** start Stored data **

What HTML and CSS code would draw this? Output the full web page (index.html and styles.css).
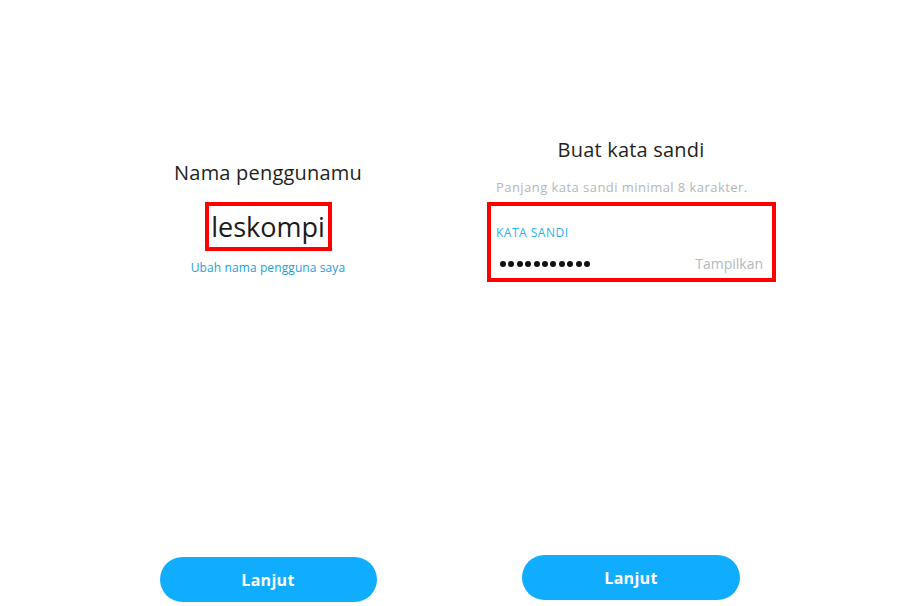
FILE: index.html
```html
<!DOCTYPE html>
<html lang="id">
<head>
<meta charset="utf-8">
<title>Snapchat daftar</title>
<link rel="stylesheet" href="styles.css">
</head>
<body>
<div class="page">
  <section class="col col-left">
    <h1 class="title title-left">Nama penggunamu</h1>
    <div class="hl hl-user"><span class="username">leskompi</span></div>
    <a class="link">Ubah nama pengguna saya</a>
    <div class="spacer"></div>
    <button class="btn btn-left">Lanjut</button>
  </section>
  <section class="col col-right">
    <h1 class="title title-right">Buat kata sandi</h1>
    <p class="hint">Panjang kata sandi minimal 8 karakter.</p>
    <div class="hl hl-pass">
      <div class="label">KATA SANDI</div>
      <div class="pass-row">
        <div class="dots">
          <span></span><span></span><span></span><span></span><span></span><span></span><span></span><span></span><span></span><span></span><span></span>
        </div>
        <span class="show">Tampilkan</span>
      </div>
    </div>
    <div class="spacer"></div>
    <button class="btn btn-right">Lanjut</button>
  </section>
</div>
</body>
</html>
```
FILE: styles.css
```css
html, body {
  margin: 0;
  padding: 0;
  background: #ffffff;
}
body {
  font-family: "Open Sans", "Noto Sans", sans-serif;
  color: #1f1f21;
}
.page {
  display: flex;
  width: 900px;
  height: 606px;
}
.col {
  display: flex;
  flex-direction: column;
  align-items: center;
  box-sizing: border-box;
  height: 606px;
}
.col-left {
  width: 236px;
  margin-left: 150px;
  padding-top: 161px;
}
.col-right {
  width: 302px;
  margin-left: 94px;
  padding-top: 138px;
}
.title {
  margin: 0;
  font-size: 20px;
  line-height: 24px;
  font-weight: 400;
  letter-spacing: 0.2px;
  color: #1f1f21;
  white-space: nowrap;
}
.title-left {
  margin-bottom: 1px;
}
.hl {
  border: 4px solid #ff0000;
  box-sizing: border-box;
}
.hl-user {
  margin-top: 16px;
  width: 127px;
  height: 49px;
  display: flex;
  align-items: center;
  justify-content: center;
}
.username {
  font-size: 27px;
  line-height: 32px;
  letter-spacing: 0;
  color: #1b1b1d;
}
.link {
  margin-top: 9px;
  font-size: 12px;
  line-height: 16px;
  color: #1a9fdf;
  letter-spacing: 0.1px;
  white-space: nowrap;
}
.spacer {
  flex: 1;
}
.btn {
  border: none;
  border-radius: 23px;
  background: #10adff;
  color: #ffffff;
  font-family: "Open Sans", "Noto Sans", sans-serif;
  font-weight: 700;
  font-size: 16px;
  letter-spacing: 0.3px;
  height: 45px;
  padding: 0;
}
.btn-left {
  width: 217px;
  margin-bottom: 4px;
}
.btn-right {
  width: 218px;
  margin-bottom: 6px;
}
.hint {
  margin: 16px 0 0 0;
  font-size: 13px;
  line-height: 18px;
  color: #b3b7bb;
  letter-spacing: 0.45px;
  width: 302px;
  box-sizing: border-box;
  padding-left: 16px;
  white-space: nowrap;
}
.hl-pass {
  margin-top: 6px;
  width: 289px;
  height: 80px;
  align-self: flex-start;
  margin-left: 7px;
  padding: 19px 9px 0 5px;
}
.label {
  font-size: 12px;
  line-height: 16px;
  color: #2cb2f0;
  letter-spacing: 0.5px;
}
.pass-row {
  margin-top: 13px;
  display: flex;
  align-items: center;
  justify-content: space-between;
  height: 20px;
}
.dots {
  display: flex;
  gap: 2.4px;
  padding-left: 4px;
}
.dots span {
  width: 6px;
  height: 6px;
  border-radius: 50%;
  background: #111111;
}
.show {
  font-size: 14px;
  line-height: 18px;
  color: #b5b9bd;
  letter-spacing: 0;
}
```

** end Stored data **

• Task statement
Take the data above and repeat it exactly, leaving each picture out.

• Task answer
What HTML and CSS code would draw this? Output the full web page (index.html and styles.css).
FILE: index.html
```html
<!DOCTYPE html>
<html lang="id">
<head>
<meta charset="utf-8">
<title>Snapchat daftar</title>
<link rel="stylesheet" href="styles.css">
</head>
<body>
<div class="page">
  <section class="col col-left">
    <h1 class="title title-left">Nama penggunamu</h1>
    <div class="hl hl-user"><span class="username">leskompi</span></div>
    <a class="link">Ubah nama pengguna saya</a>
    <div class="spacer"></div>
    <button class="btn btn-left">Lanjut</button>
  </section>
  <section class="col col-right">
    <h1 class="title title-right">Buat kata sandi</h1>
    <p class="hint">Panjang kata sandi minimal 8 karakter.</p>
    <div class="hl hl-pass">
      <div class="label">KATA SANDI</div>
      <div class="pass-row">
        <div class="dots">
          <span></span><span></span><span></span><span></span><span></span><span></span><span></span><span></span><span></span><span></span><span></span>
        </div>
        <span class="show">Tampilkan</span>
      </div>
    </div>
    <div class="spacer"></div>
    <button class="btn btn-right">Lanjut</button>
  </section>
</div>
</body>
</html>
```
FILE: styles.css
```css
html, body {
  margin: 0;
  padding: 0;
  background: #ffffff;
}
body {
  font-family: "Open Sans", "Noto Sans", sans-serif;
  color: #1f1f21;
}
.page {
  display: flex;
  width: 900px;
  height: 606px;
}
.col {
  display: flex;
  flex-direction: column;
  align-items: center;
  box-sizing: border-box;
  height: 606px;
}
.col-left {
  width: 236px;
  margin-left: 150px;
  padding-top: 161px;
}
.col-right {
  width: 302px;
  margin-left: 94px;
  padding-top: 138px;
}
.title {
  margin: 0;
  font-size: 20px;
  line-height: 24px;
  font-weight: 400;
  letter-spacing: 0.2px;
  color: #1f1f21;
  white-space: nowrap;
}
.title-left {
  margin-bottom: 1px;
}
.hl {
  border: 4px solid #ff0000;
  box-sizing: border-box;
}
.hl-user {
  margin-top: 16px;
  width: 127px;
  height: 49px;
  display: flex;
  align-items: center;
  justify-content: center;
}
.username {
  font-size: 27px;
  line-height: 32px;
  letter-spacing: 0;
  color: #1b1b1d;
}
.link {
  margin-top: 9px;
  font-size: 12px;
  line-height: 16px;
  color: #1a9fdf;
  letter-spacing: 0.1px;
  white-space: nowrap;
}
.spacer {
  flex: 1;
}
.btn {
  border: none;
  border-radius: 23px;
  background: #10adff;
  color: #ffffff;
  font-family: "Open Sans", "Noto Sans", sans-serif;
  font-weight: 700;
  font-size: 16px;
  letter-spacing: 0.3px;
  height: 45px;
  padding: 0;
}
.btn-left {
  width: 217px;
  margin-bottom: 4px;
}
.btn-right {
  width: 218px;
  margin-bottom: 6px;
}
.hint {
  margin: 16px 0 0 0;
  font-size: 13px;
  line-height: 18px;
  color: #b3b7bb;
  letter-spacing: 0.45px;
  width: 302px;
  box-sizing: border-box;
  padding-left: 16px;
  white-space: nowrap;
}
.hl-pass {
  margin-top: 6px;
  width: 289px;
  height: 80px;
  align-self: flex-start;
  margin-left: 7px;
  padding: 19px 9px 0 5px;
}
.label {
  font-size: 12px;
  line-height: 16px;
  color: #2cb2f0;
  letter-spacing: 0.5px;
}
.pass-row {
  margin-top: 13px;
  display: flex;
  align-items: center;
  justify-content: space-between;
  height: 20px;
}
.dots {
  display: flex;
  gap: 2.4px;
  padding-left: 4px;
}
.dots span {
  width: 6px;
  height: 6px;
  border-radius: 50%;
  background: #111111;
}
.show {
  font-size: 14px;
  line-height: 18px;
  color: #b5b9bd;
  letter-spacing: 0;
}
```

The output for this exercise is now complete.